Waugh believes that he has a few more campaigns left, in an arena, it is to be hoped, not too sanitised by the legislators, and he is emphatic that cricket will always be part of his life. But he is grateful too that his travels have helped him gain insights in a wider world. His charity work for an organisation in Calcutta dedicated to easing the lives of young women afflicted by leprosy happened by accident when a request for help was pushed under the door of his hotel room in the Indian city. He was aggrieved by defeat and was, he recalls, feeling rather sorry for himself. Now he reports: "I can't really tell you why the Calcutta thing happened other than that when I made contact a fantastic lady approached me and told me what they were trying to do. I really believe I have got more out of it than anyone else. It's been good for the kids and fantastic for me. What it has taught me is that you can make a difference – and that lot of sportsmen don't realise the power they have.
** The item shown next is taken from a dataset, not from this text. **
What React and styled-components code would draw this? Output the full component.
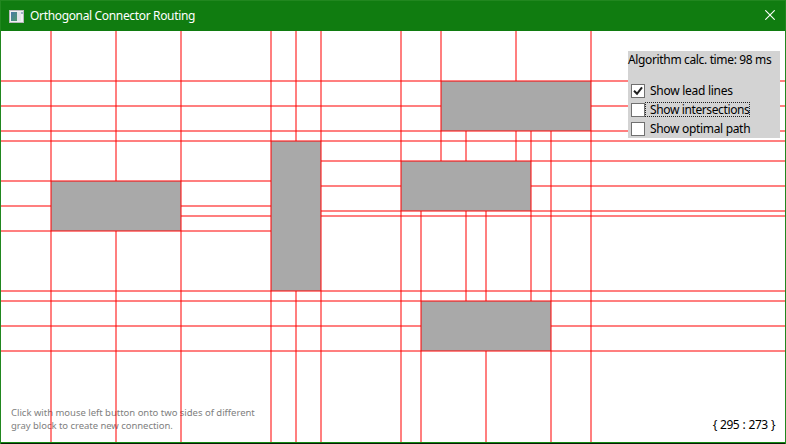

Perhaps the biggest thing is that I've learned there is more to life than cricket."

But then if cricket is your business, you might as well do it as well as you can possibly can. "I don't want to sound big-headed," says Waugh, "But I have tried to work things out for myself. I haven't taken anyone else's blueprint. Maybe that was why my batting and my captaincy got off to a slow start. What do I want on my gravestone? Maybe only that I was guy who learned from his mistakes, a lot of them anyway, and that he did get better. Someone who played hard but fair, and in the end found out that cricket wasn't the only important thing in life."

That last assertion is not blazingly apparent as he pushes himself through a series of painful work-outs and intense physiotherapy in his effort to make a record recovery from the calf injury which required him to be carried off at Trent Bridge on a stretcher. Will he make the fifth and possibly historic Oval Test. "I don't know," he says, "but I'm trying my best." Naturally, he is keen to make history in the flesh.